Making khichra however is not just about throwing together meat, rice and dals. It is actually a laborious process because the dals need to be roasted, soaked, cooked and mashed slightly, the rice needs to be cooked separately, and the akhni needs to be prepared. Then, it’s all mixed and cooked in an open vessel until everything comes together as one.

To be honest, this process always seemed magical when I was young. How could all these disparate ingredients come together and make something that looked and smelled and tasted completely unique? But therein lies the magic behind cooking, something which is of course, more science than magic.  It’s also amazing to learn that the base for biryani can be used for other dishes as well, like sutriyan and khichra.

There are probably different versions of khichra as well as there are different versions of biryani alone. But the recipe here is one that is followed at home, so it’s probably safe to say that it’s a south Indian version.

Considering that khichra is a community dish, my mother feels it’s something that should be shared with everyone in the family. Until a few years ago, whenever she made khichra, she would cook it, parcel it out for the extended family and actually drive around herself and drop it off in their houses.

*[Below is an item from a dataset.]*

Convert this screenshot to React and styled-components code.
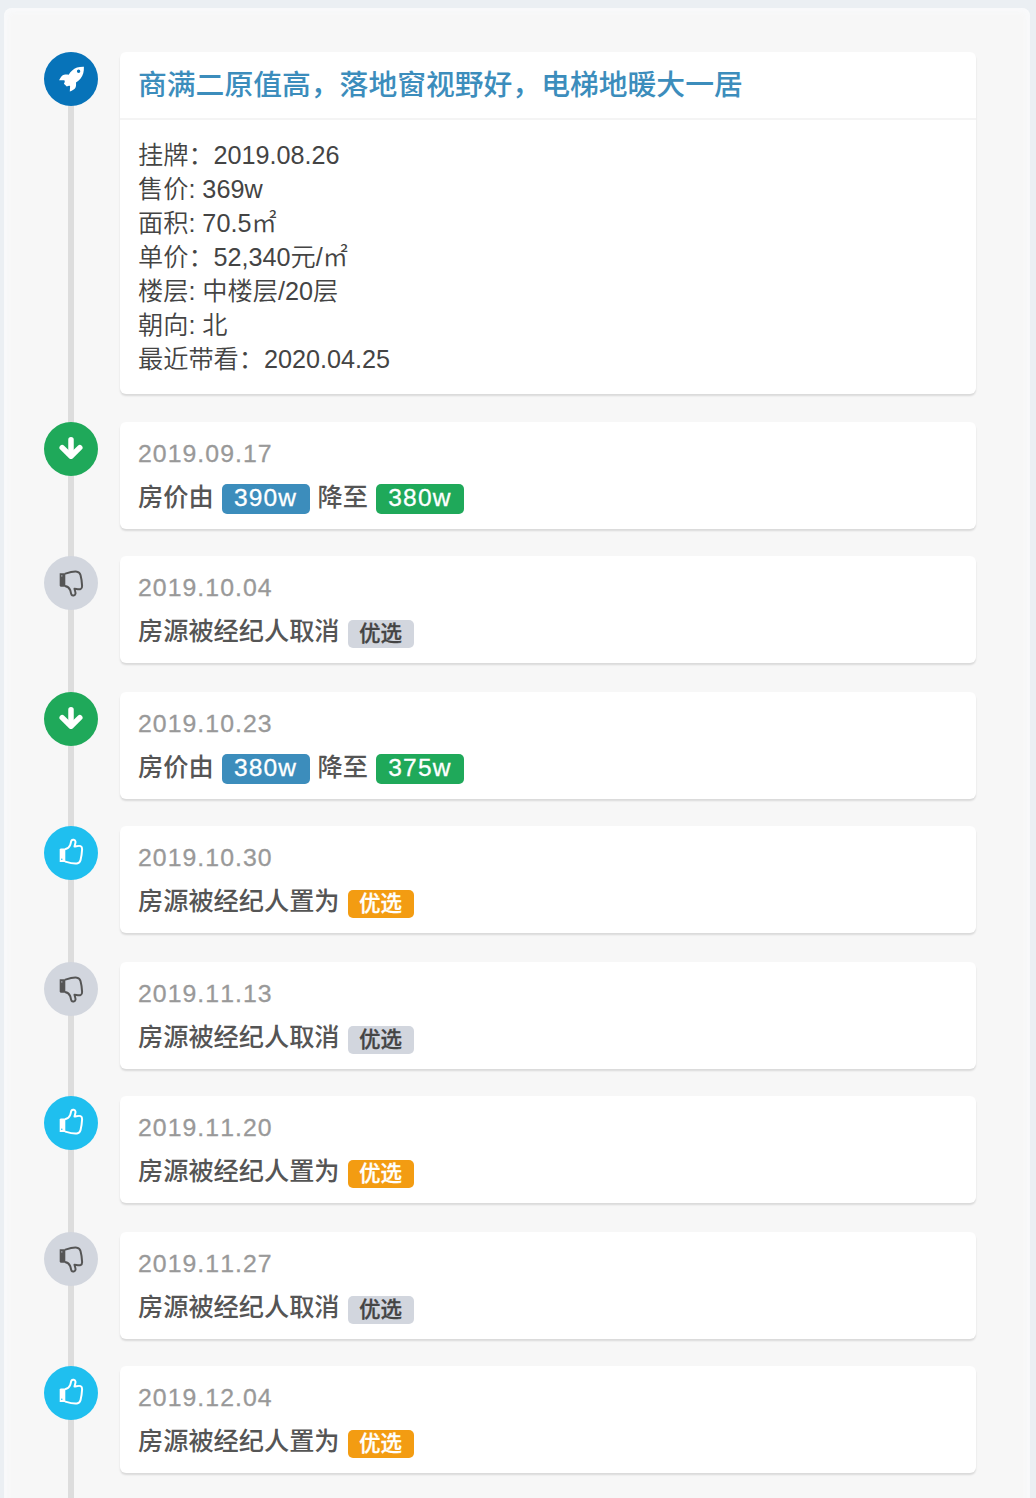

Now thanks to Bengaluru’s traffic, she doesn’t drive that much but she still tries to get khichra across to various members of the family. I’m just glad we’re the lucky ones who get to eat khichra whenever she makes it.



For the biryani akhni

Tomatoes – 4

Onions – 2

Chicken/Mutton – ½ kg

Yoghurt – 2 tbsp


Red chilli powder – 1 tsp

Salt – To taste

Whole garam masalas – Cardamom, Cloves, Cinnamon sticks

Coriander – a small bunch


Prepare the akhni as for biryani – Heat oil, add whole garam masalas and saute the sliced onions until translucent. Add ginger garlic paste and then the mutton or chicken. Add chilli powder, salt and yoghurt and stir well. Add chopped tomatoes and keep stirring till the tomatoes are softened. Add chopped coriander and once the masala is reduced a little and the mutton is tender, keep aside.

For the rice

Rice – 2 cups

Onion – 1/2

Ginger garlic paste – ½ tsp

Whole garam masalas

Mint and coriander

Salt to taste



Heat oil in a large bottomed vessel. Add the whole garam masalas and sliced onion. Saute till onion is translucent, add ginger garlic paste, mint, coriander and salt. Add water and cook as you would cook ghee rice except that the rice can be a bit mushy.

For the dals

1/3 cup each of

Toor dal

Urad dal

Moong dal

Masoor dal

Channa dal

½ tsp haldi.

Roast each dal separately, wash and soak for ½ hour. Pressure cook till soft.

Add the cooked rice and the dals to the biryani akhni. Let everything simmer together and let it cook for a while.